Leaving brick natural and repainting the trim only is the lower-risk choice for most Melbourne homes. Painting brick is a one-way decision, once painted, the brick can’t go back to its natural finish without costly and often incomplete removal. If the brickwork is in good condition and you like the texture, updating the trim, window frames and front door gives most of the visual lift without the commitment.
How much does it cost to paint a brick house in Melbourne?
Painting a brick house exterior in Melbourne typically costs $8,000-$18,000 for an average home, depending on size, brick condition and access. Masonry paint and primer cost more than standard acrylic systems, and porous or previously unpainted brick needs a dedicated masonry primer to seal the surface properly before any topcoat goes on.

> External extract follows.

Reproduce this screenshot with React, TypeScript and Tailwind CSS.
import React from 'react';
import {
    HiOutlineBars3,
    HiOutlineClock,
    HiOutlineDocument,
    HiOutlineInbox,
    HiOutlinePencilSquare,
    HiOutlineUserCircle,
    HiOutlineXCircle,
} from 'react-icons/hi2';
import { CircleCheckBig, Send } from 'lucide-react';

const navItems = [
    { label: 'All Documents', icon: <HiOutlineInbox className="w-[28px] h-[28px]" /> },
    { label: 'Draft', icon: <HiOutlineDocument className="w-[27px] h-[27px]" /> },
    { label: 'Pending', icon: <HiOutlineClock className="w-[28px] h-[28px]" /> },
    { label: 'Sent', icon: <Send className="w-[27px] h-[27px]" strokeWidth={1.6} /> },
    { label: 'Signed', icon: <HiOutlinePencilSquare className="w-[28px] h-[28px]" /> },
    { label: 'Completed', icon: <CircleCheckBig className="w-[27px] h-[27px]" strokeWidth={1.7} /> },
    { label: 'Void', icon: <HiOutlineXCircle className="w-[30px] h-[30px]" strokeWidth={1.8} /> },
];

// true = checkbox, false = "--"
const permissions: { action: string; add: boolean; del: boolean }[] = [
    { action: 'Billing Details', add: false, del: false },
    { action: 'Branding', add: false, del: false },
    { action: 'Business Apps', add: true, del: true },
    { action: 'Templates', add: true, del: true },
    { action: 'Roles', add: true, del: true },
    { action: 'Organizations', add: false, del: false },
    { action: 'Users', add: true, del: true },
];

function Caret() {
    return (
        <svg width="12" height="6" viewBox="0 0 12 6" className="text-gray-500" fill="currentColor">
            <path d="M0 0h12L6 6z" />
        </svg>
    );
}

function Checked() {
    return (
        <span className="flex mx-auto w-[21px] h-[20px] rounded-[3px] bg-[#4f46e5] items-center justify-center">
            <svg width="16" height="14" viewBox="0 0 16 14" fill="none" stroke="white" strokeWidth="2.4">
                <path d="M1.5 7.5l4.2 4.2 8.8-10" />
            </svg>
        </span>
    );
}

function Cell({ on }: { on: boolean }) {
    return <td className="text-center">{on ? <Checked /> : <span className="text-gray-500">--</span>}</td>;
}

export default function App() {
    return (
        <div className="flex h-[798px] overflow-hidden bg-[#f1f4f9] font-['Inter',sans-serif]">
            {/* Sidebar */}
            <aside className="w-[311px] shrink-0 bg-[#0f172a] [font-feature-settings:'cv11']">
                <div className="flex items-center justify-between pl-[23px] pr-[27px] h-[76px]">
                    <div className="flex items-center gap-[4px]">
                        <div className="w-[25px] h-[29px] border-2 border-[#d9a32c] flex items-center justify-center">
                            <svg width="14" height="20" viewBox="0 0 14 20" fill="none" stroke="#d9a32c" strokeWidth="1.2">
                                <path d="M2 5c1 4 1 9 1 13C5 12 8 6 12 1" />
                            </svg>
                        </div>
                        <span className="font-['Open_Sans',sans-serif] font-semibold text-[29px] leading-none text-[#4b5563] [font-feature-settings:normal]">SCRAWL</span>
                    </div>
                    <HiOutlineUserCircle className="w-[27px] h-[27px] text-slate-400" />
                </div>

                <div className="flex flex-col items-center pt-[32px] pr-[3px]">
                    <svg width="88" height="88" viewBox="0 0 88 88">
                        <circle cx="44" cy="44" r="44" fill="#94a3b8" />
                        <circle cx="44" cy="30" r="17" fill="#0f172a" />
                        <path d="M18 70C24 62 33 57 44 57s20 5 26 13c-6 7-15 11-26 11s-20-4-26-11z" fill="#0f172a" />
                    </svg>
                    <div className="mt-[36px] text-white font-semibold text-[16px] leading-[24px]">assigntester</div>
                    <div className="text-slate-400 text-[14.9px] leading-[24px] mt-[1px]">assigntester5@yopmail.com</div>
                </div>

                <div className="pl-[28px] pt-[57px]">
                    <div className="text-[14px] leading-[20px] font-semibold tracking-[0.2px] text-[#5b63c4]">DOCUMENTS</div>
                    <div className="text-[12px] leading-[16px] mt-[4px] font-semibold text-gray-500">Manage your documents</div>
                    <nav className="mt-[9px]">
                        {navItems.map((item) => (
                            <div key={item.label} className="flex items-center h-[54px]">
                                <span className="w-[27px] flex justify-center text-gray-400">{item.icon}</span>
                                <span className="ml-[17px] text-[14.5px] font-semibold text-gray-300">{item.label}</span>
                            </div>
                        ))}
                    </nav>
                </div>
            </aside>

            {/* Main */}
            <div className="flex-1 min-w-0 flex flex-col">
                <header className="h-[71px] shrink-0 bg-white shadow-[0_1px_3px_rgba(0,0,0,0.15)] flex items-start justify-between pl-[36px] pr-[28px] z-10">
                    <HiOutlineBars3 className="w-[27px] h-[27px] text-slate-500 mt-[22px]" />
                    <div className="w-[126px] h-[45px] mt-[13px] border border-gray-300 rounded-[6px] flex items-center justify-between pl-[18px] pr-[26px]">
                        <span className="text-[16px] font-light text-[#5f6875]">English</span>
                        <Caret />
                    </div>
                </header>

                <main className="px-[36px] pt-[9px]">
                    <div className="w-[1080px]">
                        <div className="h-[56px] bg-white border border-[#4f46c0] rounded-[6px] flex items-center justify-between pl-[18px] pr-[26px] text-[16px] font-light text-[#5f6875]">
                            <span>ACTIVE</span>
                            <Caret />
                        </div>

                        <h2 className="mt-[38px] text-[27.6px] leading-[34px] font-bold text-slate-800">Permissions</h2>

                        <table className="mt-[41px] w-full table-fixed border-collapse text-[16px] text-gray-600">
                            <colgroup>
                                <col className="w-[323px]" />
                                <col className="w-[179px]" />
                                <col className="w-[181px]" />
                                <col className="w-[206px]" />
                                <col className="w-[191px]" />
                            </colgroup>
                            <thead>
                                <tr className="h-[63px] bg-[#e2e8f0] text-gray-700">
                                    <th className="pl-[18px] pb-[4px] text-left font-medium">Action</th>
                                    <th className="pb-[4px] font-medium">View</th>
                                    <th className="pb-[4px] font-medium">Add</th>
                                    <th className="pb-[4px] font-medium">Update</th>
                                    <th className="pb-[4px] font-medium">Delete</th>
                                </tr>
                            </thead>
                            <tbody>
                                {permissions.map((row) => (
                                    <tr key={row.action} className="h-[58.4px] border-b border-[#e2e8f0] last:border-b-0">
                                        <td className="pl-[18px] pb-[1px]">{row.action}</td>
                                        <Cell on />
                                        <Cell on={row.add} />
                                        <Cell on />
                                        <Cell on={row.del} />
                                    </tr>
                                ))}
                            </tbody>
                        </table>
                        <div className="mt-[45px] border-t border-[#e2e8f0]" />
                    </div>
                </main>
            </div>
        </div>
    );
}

What happens if I want to reverse painted brick later?
Removing paint from brick is difficult, slow and rarely gets the brick back to its original condition. Options include chemical paint stripping, media blasting or grinding back the surface, all of which carry a real risk of damaging the brick face or mortar joints. Budget for a specialist quote before assuming reversal is straightforward.
Does painting brick affect a home’s resale value?
It depends on the suburb and the brick’s condition. In heritage-heavy inner Melbourne suburbs, exposed brick is often a selling point and painting it can reduce appeal to buyers who want the original character. On a dated or patchy brick veneer in outer suburbs, a well-executed paint job can genuinely lift kerb appeal. Get a second opinion from a local agent before committing on a home you may sell.
What primer does painted brick need in Melbourne?
Porous or bare brick needs a masonry primer, typically an acrylic or oil-based sealer designed to bind to brick and mortar, before any topcoat. Skipping the primer on porous brick leads to patchy absorption, poor adhesion and premature peeling, especially on Melbourne’s older, more porous clay brick homes.